◆ WHAT THE TASK REQUIRES: Of the lines below, how many hold the string "index"? Give only the number.

◆ MATERIAL PROVIDED:
-- BEGIN --
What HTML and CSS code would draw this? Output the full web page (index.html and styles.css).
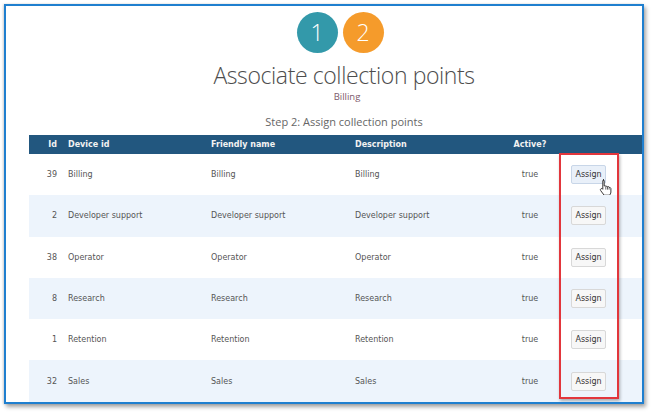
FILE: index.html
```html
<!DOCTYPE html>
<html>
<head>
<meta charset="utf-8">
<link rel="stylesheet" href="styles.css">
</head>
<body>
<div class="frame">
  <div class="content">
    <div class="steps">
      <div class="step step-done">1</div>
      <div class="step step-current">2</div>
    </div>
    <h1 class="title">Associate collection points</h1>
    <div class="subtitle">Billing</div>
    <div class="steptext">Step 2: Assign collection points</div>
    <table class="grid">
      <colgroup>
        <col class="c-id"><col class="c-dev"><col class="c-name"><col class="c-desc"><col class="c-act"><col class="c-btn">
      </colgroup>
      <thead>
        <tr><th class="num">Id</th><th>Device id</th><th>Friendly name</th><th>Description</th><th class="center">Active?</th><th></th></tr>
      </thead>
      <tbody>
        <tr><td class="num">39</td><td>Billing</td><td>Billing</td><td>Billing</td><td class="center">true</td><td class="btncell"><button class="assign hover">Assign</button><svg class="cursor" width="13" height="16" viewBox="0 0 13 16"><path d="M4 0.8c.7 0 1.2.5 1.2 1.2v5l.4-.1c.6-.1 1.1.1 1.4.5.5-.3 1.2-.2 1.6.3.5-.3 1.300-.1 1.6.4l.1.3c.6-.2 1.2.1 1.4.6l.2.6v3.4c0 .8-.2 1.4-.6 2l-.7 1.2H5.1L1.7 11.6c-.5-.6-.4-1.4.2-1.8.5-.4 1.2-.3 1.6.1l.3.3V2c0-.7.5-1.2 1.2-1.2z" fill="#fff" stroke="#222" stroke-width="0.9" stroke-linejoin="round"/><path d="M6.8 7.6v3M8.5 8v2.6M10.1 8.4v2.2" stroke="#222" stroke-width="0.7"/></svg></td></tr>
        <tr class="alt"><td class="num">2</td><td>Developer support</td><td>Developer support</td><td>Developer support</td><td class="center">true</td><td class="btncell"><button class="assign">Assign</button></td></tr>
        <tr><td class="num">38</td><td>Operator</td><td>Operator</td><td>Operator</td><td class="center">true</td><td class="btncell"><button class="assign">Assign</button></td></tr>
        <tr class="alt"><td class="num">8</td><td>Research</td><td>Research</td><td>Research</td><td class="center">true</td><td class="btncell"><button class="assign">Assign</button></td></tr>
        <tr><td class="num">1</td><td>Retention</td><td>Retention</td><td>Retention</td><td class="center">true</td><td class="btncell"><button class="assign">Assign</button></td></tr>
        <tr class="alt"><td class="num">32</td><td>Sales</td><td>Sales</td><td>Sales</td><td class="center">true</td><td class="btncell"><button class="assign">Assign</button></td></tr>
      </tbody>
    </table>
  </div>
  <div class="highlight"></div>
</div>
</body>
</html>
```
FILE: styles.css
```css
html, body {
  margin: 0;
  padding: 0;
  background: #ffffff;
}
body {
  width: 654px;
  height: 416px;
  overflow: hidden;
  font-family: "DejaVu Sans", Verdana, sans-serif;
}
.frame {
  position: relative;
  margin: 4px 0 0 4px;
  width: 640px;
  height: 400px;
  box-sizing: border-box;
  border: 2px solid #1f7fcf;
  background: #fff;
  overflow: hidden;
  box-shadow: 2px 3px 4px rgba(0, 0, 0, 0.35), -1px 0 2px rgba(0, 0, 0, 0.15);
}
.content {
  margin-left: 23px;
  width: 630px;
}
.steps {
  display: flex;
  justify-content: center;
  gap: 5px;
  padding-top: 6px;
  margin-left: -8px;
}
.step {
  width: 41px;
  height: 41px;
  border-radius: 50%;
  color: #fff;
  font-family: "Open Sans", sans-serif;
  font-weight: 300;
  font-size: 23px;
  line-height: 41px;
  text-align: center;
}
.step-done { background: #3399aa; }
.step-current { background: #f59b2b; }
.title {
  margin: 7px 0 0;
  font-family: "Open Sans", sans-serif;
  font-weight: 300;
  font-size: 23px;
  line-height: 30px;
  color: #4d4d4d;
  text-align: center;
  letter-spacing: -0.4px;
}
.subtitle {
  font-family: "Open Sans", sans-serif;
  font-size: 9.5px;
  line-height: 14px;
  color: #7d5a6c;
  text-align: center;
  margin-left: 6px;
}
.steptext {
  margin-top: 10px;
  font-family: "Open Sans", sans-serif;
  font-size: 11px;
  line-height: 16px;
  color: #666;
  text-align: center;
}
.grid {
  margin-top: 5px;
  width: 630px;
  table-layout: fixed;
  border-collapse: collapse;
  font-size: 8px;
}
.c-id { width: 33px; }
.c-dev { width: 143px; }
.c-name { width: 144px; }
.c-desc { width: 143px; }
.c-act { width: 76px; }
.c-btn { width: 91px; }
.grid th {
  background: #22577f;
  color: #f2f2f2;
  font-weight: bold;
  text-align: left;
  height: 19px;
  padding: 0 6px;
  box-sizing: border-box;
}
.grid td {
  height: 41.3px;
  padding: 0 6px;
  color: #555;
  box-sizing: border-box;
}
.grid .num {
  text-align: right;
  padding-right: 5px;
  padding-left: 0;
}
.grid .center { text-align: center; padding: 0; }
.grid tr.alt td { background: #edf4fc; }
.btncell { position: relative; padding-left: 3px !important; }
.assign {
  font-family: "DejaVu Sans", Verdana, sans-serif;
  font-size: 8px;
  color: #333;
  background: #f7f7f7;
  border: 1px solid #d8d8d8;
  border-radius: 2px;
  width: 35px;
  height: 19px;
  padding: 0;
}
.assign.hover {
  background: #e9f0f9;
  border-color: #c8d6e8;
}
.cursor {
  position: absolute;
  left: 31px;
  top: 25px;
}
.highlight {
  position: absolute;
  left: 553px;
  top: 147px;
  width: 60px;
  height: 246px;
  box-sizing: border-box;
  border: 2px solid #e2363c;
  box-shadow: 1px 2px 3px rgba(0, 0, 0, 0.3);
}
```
-- END --
◆ CORRECT RESPONSE: 2